Concern over restoration strikes the liberal as anathema because the anti-restoration argument rests on the assumptions of modern liberalism. Liberal theology, if you call it that, is premised on a peace treaty with modern sensibilities. 

Humans and the world are fundamentally good and only corrupted by institutions of power. The human will is ultimately all that matters: the will to choose and the will to be whatever one wants is the highest aspiration of the human soul (if we even grant the existence of the soul). Choice is all that matters and affirmation for one’s choices is what institutions should exist for (this is what motivates “pro-choice” Christianity). Theology and the Church, therefore, exist to affirm liberal choices and sensibilities.

This, of course, flies in the face of what the Church knows and teaches. While the Church Fathers taught that there is nothing more natural than grace in human life (since we were originally created in grace before the fall), the fact of the fall has stripped humanity of grace. Thus, the entire sacramental theology of the Church confers restoration—that is what it exists for. Baptism restores the grace lost in original sin. The Sacrament of Reconciliation continuously restores us to the grace we lose in our concupiscence. Restore. Restore. Restore. That is what Catholic theology is all about.

Furthermore, the deep anthropology of Catholicism in recognizing the realities of guilt, lust, and temptation equally imply the need for restoration. To have guilt, to suffer from lust, and to be tempted is to be drawn away from what you should experience: the beatitude of love of God found in grace. To wash away guilt, to cleanse oneself of lust, to have fortitude against temptation is to be restored to the love of God through grace offered to all through the sacraments and to be cleansed of guilt, lust, and temptation.

When Adam sinned, God came to him and offered him the chance to be restored. Adam obstinately refused.

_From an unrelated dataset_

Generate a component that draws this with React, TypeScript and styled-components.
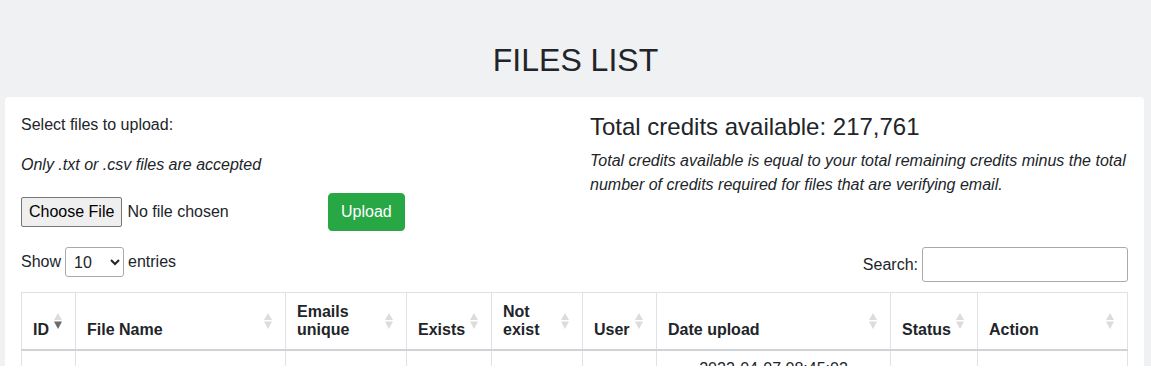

He and Eve were subsequently cast out of the Garden of Eden, out of the original union of love and grace they shared with God. 

God repeatedly sent His prophets to His people throughout the Old Testament offering them repentance and restoration. The people obstinately refused and suffered just judgment as a result of their sin. God became incarnate through the Son, coming to earth to seek out the lost sheep and restore them to God to bring salvation. This is the mission of the Church.

The commission to baptize is a commission to restore. From the beginning to the end, the story of salvation is the story of restoration. It is the faith that has been revealed to us in Scripture and taught to us by the holy apostles and preserved through the ages. 

One shouldn’t be shamed in being labeled a restorationist. God is a restorationist. All of us who are Catholic should be restorationists. 

The history of Christianity is informed by this theology of restoration. All Christians knew, until recently, that the story of Christianity, of Christ and His Church, is the story of restoration. It is the calling of humanity to be restored to God as originally intended, in the grace and love that Adam and Eve had when first created but subsequently lost in their sin and passed on to all of us through original sin.

That hasn’t changed even if the rhetoric of certain Church leaders has. Restoration is a beautiful and glorious thing because it is the plan of God. The sooner we accept this, the sooner we experience the beauty and love of God’s grace. That beauty and love of God’s grace, restored to us through Christ and the Church, is what we wish to share with the world.